## SUPPLIED MATERIAL
··········

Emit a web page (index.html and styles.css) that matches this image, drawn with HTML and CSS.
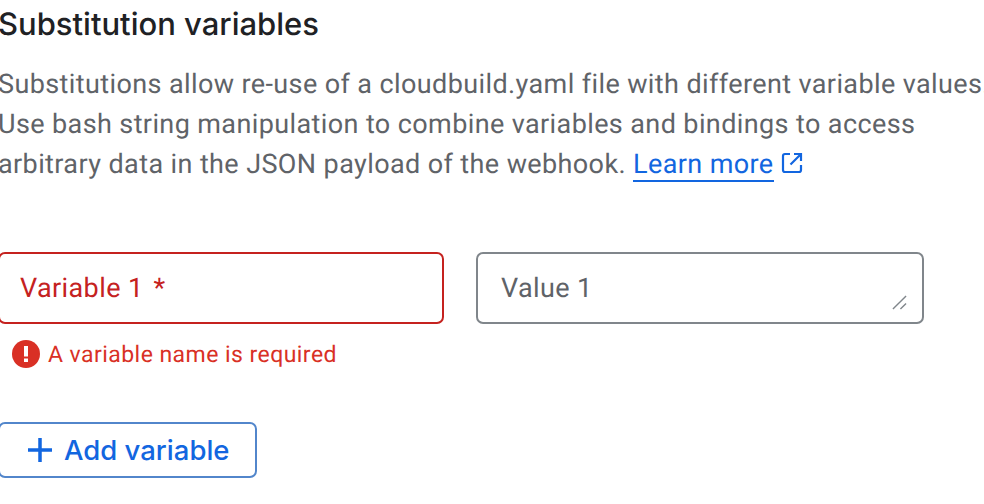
FILE: index.html
```html
<!DOCTYPE html>
<html lang="en">
<head>
<meta charset="utf-8">
<title>Substitution variables</title>
<link rel="stylesheet" href="styles.css">
</head>
<body>
<main class="page">
  <h2 class="title">Substitution variables</h2>
  <p class="desc">Substitutions allow re-use of a cloudbuild.yaml file with different variable values.<br>Use bash string manipulation to combine variables and bindings to access<br>arbitrary data in the JSON payload of the webhook. <a class="link" href="#">Learn more</a><svg class="ext" viewBox="0 0 24 24" aria-hidden="true"><path d="M10 3H5A2 2 0 0 0 3 5v14a2 2 0 0 0 2 2h14a2 2 0 0 0 2-2v-5M14 3h7v7M21 3 10.500 13.500" fill="none" stroke="currentColor" stroke-width="2.200"/></svg></p>
  <div class="fields">
    <div class="col">
      <div class="field field-error">Variable 1 <span class="req">*</span></div>
      <div class="error">
        <svg class="err-icon" viewBox="0 0 28 28" aria-hidden="true"><circle cx="14" cy="14" r="14" fill="#d93025"/><rect x="12" y="6" width="4" height="10.500" fill="#fff"/><rect x="12" y="18.500" width="4" height="3.500" fill="#fff"/></svg>
        <span>A variable name is required</span>
      </div>
    </div>
    <div class="col col-value">
      <div class="field field-plain">Value 1
        <svg class="grip" viewBox="0 0 16 16" aria-hidden="true"><path d="M1 15 15 1M9 15l6-6" fill="none" stroke="#80868b" stroke-width="1.500"/></svg>
      </div>
    </div>
  </div>
  <button class="add" type="button">
    <svg class="plus" viewBox="0 0 24 24" aria-hidden="true"><path d="M12 0v24M0 12h24" fill="none" stroke="currentColor" stroke-width="3.500"/></svg>
    <span>Add variable</span>
  </button>
</main>
</body>
</html>
```
FILE: styles.css
```css
html, body {
  margin: 0;
  padding: 0;
  background: #fff;
  overflow: hidden;
}
body {
  width: 984px;
  height: 504px;
  font-family: Roboto, "Liberation Sans", sans-serif;
  text-rendering: geometricPrecision;
}
.page {
  display: flex;
  flex-direction: column;
  align-items: flex-start;
  margin-left: -2px;
  width: 986px;
  overflow: hidden;
}
.title {
  margin: 7px 0 0;
  font-family: Inter, Roboto, sans-serif;
  font-size: 31px;
  line-height: 36px;
  font-weight: 500;
  color: #202124;
}
.desc {
  margin: 21px 0 0;
  font-size: 27px;
  line-height: 40px;
  color: #5f6368;
  letter-spacing: 0.39px;
  white-space: nowrap;
}
.link {
  color: #1266e0;
  text-decoration: none;
  border-bottom: 2px solid #1266e0;
}
.ext {
  width: 24px;
  height: 24px;
  margin-left: 6px;
  vertical-align: -2px;
  color: #1266e0;
}
.fields {
  display: flex;
  gap: 32px;
  margin-top: 68px;
}
.col {
  width: 446px;
}
.col-value {
  width: 448px;
}
.field {
  position: relative;
  box-sizing: border-box;
  height: 72px;
  border: 2px solid;
  border-radius: 7px;
  padding: 0 20px;
  font-size: 27px;
  line-height: 68px;
  letter-spacing: 0.39px;
}
.req {
  margin-left: 3px;
}
.field-error {
  border-color: #c5221f;
  color: #c5221f;
}
.field-plain {
  border-color: #80868b;
  color: #5f6368;
  padding-left: 23px;
}
.grip {
  position: absolute;
  right: 15px;
  bottom: 12px;
  width: 15px;
  height: 15px;
}
.error {
  display: flex;
  align-items: center;
  gap: 8px;
  margin-top: 16px;
  padding-left: 14px;
  height: 28px;
  font-size: 23px;
  letter-spacing: 0.45px;
  color: #d93025;
}
.err-icon {
  width: 28px;
  height: 28px;
  flex: none;
}
.add {
  display: flex;
  align-items: center;
  gap: 12px;
  box-sizing: border-box;
  width: 259px;
  height: 56px;
  margin-top: 54px;
  padding: 0 0 0 28px;
  background: #fff;
  border: 2px solid #5286cb;
  border-radius: 7px;
  color: #1266e0;
  font-family: Inter, Roboto, sans-serif;
  font-size: 27.500px;
  font-weight: 500;
}
.plus {
  width: 24px;
  height: 24px;
  flex: none;
}
```
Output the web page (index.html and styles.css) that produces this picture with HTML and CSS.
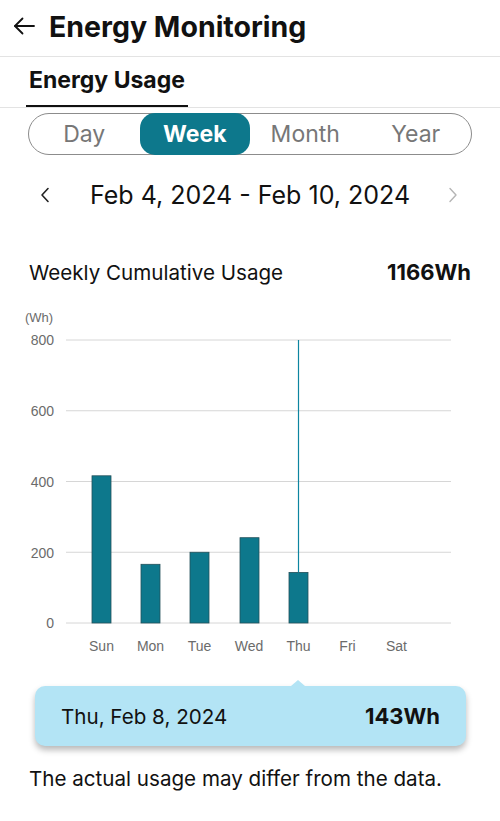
FILE: index.html
```html
<!DOCTYPE html>
<html lang="en">
<head>
    <meta charset="UTF-8">
    <meta name="viewport" content="width=device-width, initial-scale=1.0">
    <title>Energy Monitoring</title>
    <link rel="stylesheet" href="styles.css">
</head>
<body>
    <header class="topbar">
        <button class="back-btn" aria-label="Back">
            <svg width="22" height="18" viewBox="0 0 22 18" fill="none" stroke="#111" stroke-width="1.8" stroke-linecap="round" stroke-linejoin="round">
                <path d="M21 9H2"/>
                <path d="M9.5 1.5L2 9l7.5 7.5"/>
            </svg>
        </button>
        <h1>Energy Monitoring</h1>
    </header>

    <nav class="tabs">
        <a class="tab active">Energy Usage</a>
    </nav>

    <div class="segments">
        <button class="seg">Day</button>
        <button class="seg active">Week</button>
        <button class="seg">Month</button>
        <button class="seg">Year</button>
    </div>

    <div class="date-nav">
        <button class="arrow">
            <svg width="10" height="16" viewBox="0 0 10 16" fill="none" stroke="#222" stroke-width="1.6" stroke-linecap="round" stroke-linejoin="round"><path d="M8 1.5L2 8l6 6.5"/></svg>
        </button>
        <span class="range">Feb 4, 2024 - Feb 10, 2024</span>
        <button class="arrow disabled">
            <svg width="10" height="16" viewBox="0 0 10 16" fill="none" stroke="#b5b5b5" stroke-width="1.4" stroke-linecap="round" stroke-linejoin="round"><path d="M2 1.5L8 8l-6 6.5"/></svg>
        </button>
    </div>

    <div class="summary">
        <span>Weekly Cumulative Usage</span>
        <strong>1166Wh</strong>
    </div>

    <svg class="chart" width="500" height="360" viewBox="0 0 500 360">
        <text class="unit" x="25" y="17">(Wh)</text>

        <!-- grid -->
        <g stroke="#d6d6d6" stroke-width="1">
            <line x1="66" x2="451" y1="35" y2="35"/>
            <line x1="66" x2="451" y1="105.75" y2="105.75"/>
            <line x1="66" x2="451" y1="176.5" y2="176.5"/>
            <line x1="66" x2="451" y1="247.25" y2="247.25"/>
            <line x1="66" x2="451" y1="318" y2="318"/>
        </g>
        <g class="ylabels" text-anchor="end">
            <text x="54" y="40">800</text>
            <text x="54" y="111">600</text>
            <text x="54" y="181.5">400</text>
            <text x="54" y="252.5">200</text>
            <text x="54" y="323">0</text>
        </g>

        <!-- bars: 800Wh = 283px -->
        <g fill="#0d788c" stroke="#24505a" stroke-width="0.8">
            <rect x="92" y="170.8" width="19" height="147.2"/>
            <rect x="141" y="259.3" width="19" height="58.7"/>
            <rect x="190" y="247.25" width="19" height="70.75"/>
            <rect x="240" y="232.7" width="19" height="85.3"/>
            <rect x="289" y="267.4" width="19" height="50.6"/>
        </g>
        <line x1="298.5" x2="298.5" y1="35" y2="267.4" stroke="#0d85a0" stroke-width="1.2"/>

        <g class="xlabels" text-anchor="middle">
            <text x="101.5" y="346">Sun</text>
            <text x="150.5" y="346">Mon</text>
            <text x="199.5" y="346">Tue</text>
            <text x="249" y="346">Wed</text>
            <text x="298.5" y="346">Thu</text>
            <text x="347.5" y="346">Fri</text>
            <text x="396.5" y="346">Sat</text>
        </g>
    </svg>

    <div class="tooltip">
        <span>Thu, Feb 8, 2024</span>
        <strong>143Wh</strong>
    </div>

    <p class="note">The actual usage may differ from the data.</p>
</body>
</html>
```

FILE: styles.css
```css
*{
    margin: 0;
    padding: 0;
    box-sizing: border-box;
}
body{
    width: 500px;
    min-height: 821px;
    background: #fff;
    color: #111;
    font-family: "Inter", "Liberation Sans", sans-serif;
}
button{
    background: none;
    border: none;
    font-family: inherit;
    cursor: pointer;
}
.topbar{
    height: 57px;
    display: flex;
    align-items: center;
    padding: 0 0 4px 13px;
    border-bottom: 1px solid #e3e3e3;
}
.back-btn{
    display: flex;
    width: 22px;
    margin-right: 14px;
}
.topbar h1{
    font-size: 28.5px;
    font-weight: 700;
}
.tabs{
    height: 51px;
    padding-left: 26px;
    display: flex;
    border-bottom: 1px solid #e3e3e3;
}
.tab{
    width: 162px;
    display: flex;
    align-items: center;
    justify-content: center;
    font-size: 23px;
    font-weight: 700;
    border-bottom: 2px solid #111;
    padding-bottom: 2px;
}
.segments{
    margin: 5px 28px 0;
    height: 42px;
    border: 1px solid #8c8c8c;
    border-radius: 21px;
    display: grid;
    grid-template-columns: repeat(4, 1fr);
}
.seg{
    font-size: 23px;
    color: #777;
    border-radius: 15px;
    margin: -1px 0;
}
.seg.active{
    background: #0d788c;
    color: #fff;
    font-weight: 700;
}
.date-nav{
    height: 80px;
    display: flex;
    align-items: center;
    justify-content: space-between;
    padding: 0 40px 0 40px;
}
.arrow{
    display: flex;
    width: 12px;
}
.range{
    font-size: 25px;
}
.summary{
    margin-top: 22px;
    height: 30px;
    display: flex;
    align-items: center;
    justify-content: space-between;
    padding: 0 29px;
    font-size: 20.6px;
}
.summary strong{
    font-size: 22px;
    font-weight: 700;
}
.chart{
    display: block;
    margin-top: 18px;
}
.chart text{
    font-family: "Liberation Sans", sans-serif;
    fill: #6b6b6b;
}
.chart .unit{
    font-size: 13px;
}
.ylabels text, .xlabels text{
    font-size: 14px;
}
.tooltip{
    position: relative;
    margin: 21px 34px 0 35px;
    height: 60px;
    background: #b3e4f5;
    border-radius: 10px;
    box-shadow: 0 4px 6px rgba(0, 0, 0, 0.28);
    display: flex;
    align-items: center;
    justify-content: space-between;
    padding: 0 26px;
    font-size: 20.6px;
}
.tooltip::before{
    content: "";
    position: absolute;
    top: -6px;
    left: 256px;
    border-left: 7px solid transparent;
    border-right: 7px solid transparent;
    border-bottom: 6px solid #b3e4f5;
}
.tooltip strong{
    font-size: 22px;
    font-weight: 700;
}
.note{
    margin: 20px 29px 0;
    font-size: 20.6px;
    line-height: 26px;
}
```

··········

Say how many lines in the entries contain the string "page", and leave out everything else.

4